Taylor Swift is undeniably the “it” girl of the year. Hosting her tour movie will bring hundreds of thousands perhaps even millions of “swifties” - her fan base – within Disney’s orbit. I do wonder about the crossover into the rest of Disney’s brand portfolio but have to imagine that’s very much the goal here in Iger’s mind. 

3 – First there was IP Man, now there is ACK Man 

Chances are you know the name Ip Man if you’re a martial artist. 

He was Bruce Lee’s teacher. 

Now there’s Ack Man. 

Hedge fund billionaire Bill Ackman plans to launch an investment vehicle for the people centered on one to two dozen large cap "durable growth "companies in the US according to regulatory filings. (Read) 

Sounds familiar. 

Diversification hasn’t worked the way Wall Street intended for more than a decade. Yet, they continue to peddle it anyway for reasons we’ll get into another time. 

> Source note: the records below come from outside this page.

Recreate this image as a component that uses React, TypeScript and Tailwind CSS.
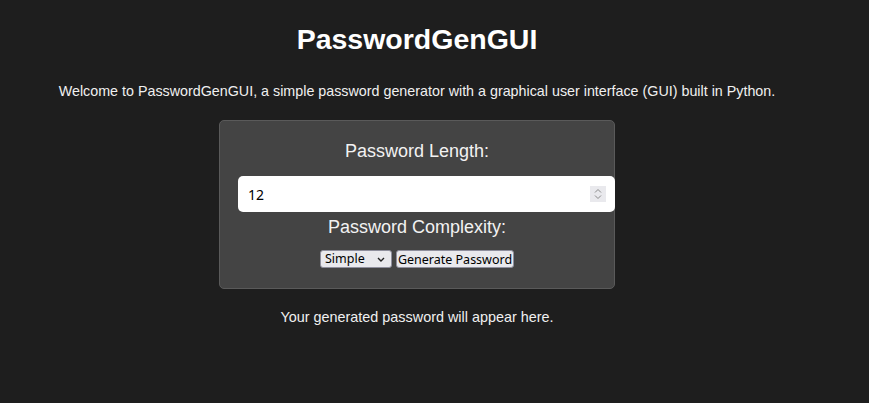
import React from 'react';

const App: React.FC = () => {
  return (
    <div className="min-h-[403px] w-full bg-[#1e1e1e] font-['Liberation_Sans',Arial,sans-serif] text-white">
      <div className="flex w-[834px] flex-col items-center">
        <h1 className="mt-[21px] text-[28.5px] leading-[37px] font-bold">PasswordGenGUI</h1>
        <p className="mt-[24px] text-[14.3px] leading-[18px] text-[#f0f0f0]">
          Welcome to PasswordGenGUI, a simple password generator with a graphical user interface (GUI) built in Python.
        </p>
        <div className="mt-[20px] w-[396px] rounded-[5px] border border-[#5a5a5a] bg-[#444444] px-[18px] pt-[20px] pb-[20px]">
          <label className="block text-center text-[18px] leading-[21px] text-[#f2f2f2]">Password Length:</label>
          <div className="relative mt-[14px] -mr-[19px]">
            <input
              type="text"
              defaultValue="12"
              className="block h-[36px] w-full rounded-[5px] bg-white px-[10px] font-['Noto_Sans',sans-serif] text-[14px] text-black outline-none"
            />
            <span className="absolute top-[10px] right-[9px] flex h-[16px] w-[16px] items-center justify-center bg-[#e9e9ed]">
              <svg width="8" height="12" viewBox="0 0 8 12" fill="none" stroke="#8a8a8a" strokeWidth="1">
                <path d="M1 4.5 L4 1.5 L7 4.5" />
                <path d="M1 7.5 L4 10.5 L7 7.5" />
              </svg>
            </span>
          </div>
          <label className="mt-[5px] block text-center text-[18px] leading-[21px] text-[#f2f2f2]">Password Complexity:</label>
          <div className="mt-[12px] flex items-center justify-center gap-[4px] font-['Noto_Sans',sans-serif] text-[12.5px] text-black">
            <div className="relative h-[18px] w-[72px] rounded-[3px] border border-[#8f8f9d] bg-[#e9e9ed]">
              <span className="absolute top-[-1px] left-[4px] leading-[18px]">Simple</span>
              <svg className="absolute top-[6px] right-[6px]" width="8" height="5" viewBox="0 0 8 5" fill="none" stroke="#222" strokeWidth="1.4">
                <path d="M1 1 L4 4 L7 1" />
              </svg>
            </div>
            <button className="h-[18px] w-[118px] whitespace-nowrap rounded-[3px] border border-[#8f8f9d] bg-[#e9e9ed] px-0 leading-[15px]">
              Generate Password
            </button>
          </div>
        </div>
        <p className="mt-[19px] text-[14.4px] leading-[18px] text-[#f0f0f0]">Your generated password will appear here.</p>
      </div>
    </div>
  );
};

export default App;
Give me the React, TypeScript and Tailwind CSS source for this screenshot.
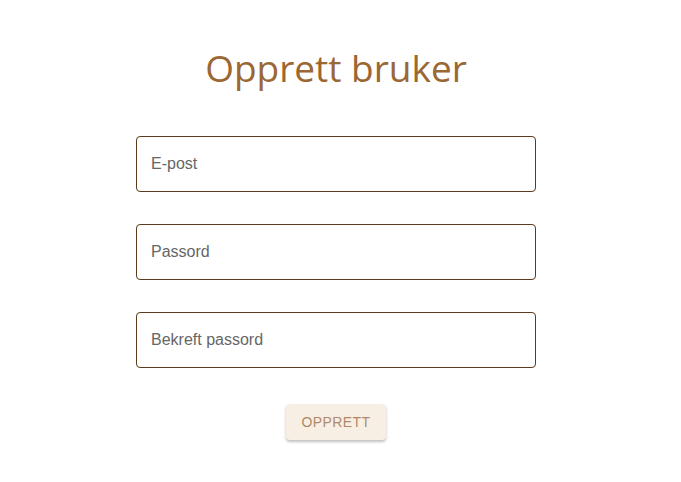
export default function App() {
  return (
    <div className="min-h-[482px] w-full bg-white flex flex-col items-center pt-[41px] pr-[9px]">
      <h1
        className="text-[37px] leading-[54px] text-[#9b6733] mb-[41px]"
        style={{ fontFamily: '"Open Sans", "Noto Sans", sans-serif' }}
      >
        Opprett bruker
      </h1>
      <form className="flex flex-col items-center gap-[32px]" style={{ fontFamily: '"Liberation Sans", Arial, sans-serif' }}>
        <input
          type="email"
          placeholder="E-post"
          className="w-[400px] h-[56px] px-[14px] text-[16px] border border-[#5c3a1a] rounded-[4px] outline-none placeholder:text-[#666666]"
        />
        <input
          type="password"
          placeholder="Passord"
          className="w-[400px] h-[56px] px-[14px] text-[16px] border border-[#5c3a1a] rounded-[4px] outline-none placeholder:text-[#666666]"
        />
        <input
          type="password"
          placeholder="Bekreft passord"
          className="w-[400px] h-[56px] px-[14px] text-[16px] border border-[#5c3a1a] rounded-[4px] outline-none placeholder:text-[#666666]"
        />
        <button
          type="button"
          className="w-[100px] h-[36px] mt-[4px] rounded-[4px] bg-[#f8efe4] text-[#b08968] text-[14px] tracking-[0.4px] uppercase shadow-[0_2px_3px_rgba(0,0,0,0.25)]"
        >
          Opprett
        </button>
      </form>
    </div>
  );
}
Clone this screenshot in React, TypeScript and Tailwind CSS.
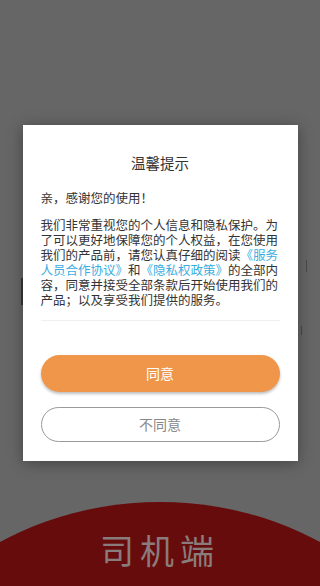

Buy the best, ignore the rest. 

My research shows that 15-20 stocks centered on world class companies is the way to go if you want to win. If you’re playing not to lose, diversify away to your heart’s content – I'm sure Wall Street will be happy to take your money (again). 

Meanwhile and to make my point, one trust I’m aware of that’s being run using my research has experienced 9 stocks that have at least doubled, two triples and a quad within the past 15 months. It’s returned 39.21% versus a still fabulous 34.30% from the S&P 500 according to First Trust portfolios. 

Btw, welcome to the party, Bill! 

My POV: The fact that Ackman is centered on a concentrated portfolio of large cap names and has an axe to grind with Wall Street is important validation that we're on the right track.  

4 –Palantir in one chart 

They say a picture is worth 1,000 words. 


Tip o’the hat to my friend and ace-Palantir analyst, Arny Trezzi 

5 – Google’s still playing catch-up 

Alphabet/Google, is rebranding its chat bot Bard as Gemini and rolling out a paid subscription based on the assumption that customers will pay for better reasoning capacity. (Read) 

Perhaps a few will. 

Many won’t. 

Generative AI is a fancy play toy that has changed the world but it’s not ready for prime time yet. Moreover, Google’s version – Bard, Gemini, whatever you want to call it – just isn’t a needle mover. 

The real threat – and opportunity - is Apple. 

MyPOV: I make it a point of buying the best and ignoring the rest. Situations like this reinforce my thinking and research bears me out. History shows that first movers, particularly if they’re Zero to 1 innovators will leave 2nd and 3rd tier competitors using n+1 models in the dirt until a newer entrant changes the rules as will be the case here when Apple busts a move. 

If you haven’t read Peter Thiel’s book, Zero to One, you should; it’ll change the way you think about investing forever. 

Bottom Line  

The next generation of millionaires is being created right now.  

Do NOT miss the boat.  

Find the right companies, learn the needed tactics, hone your craft. 

You got this! 

Now and as always, MAKE it a great day.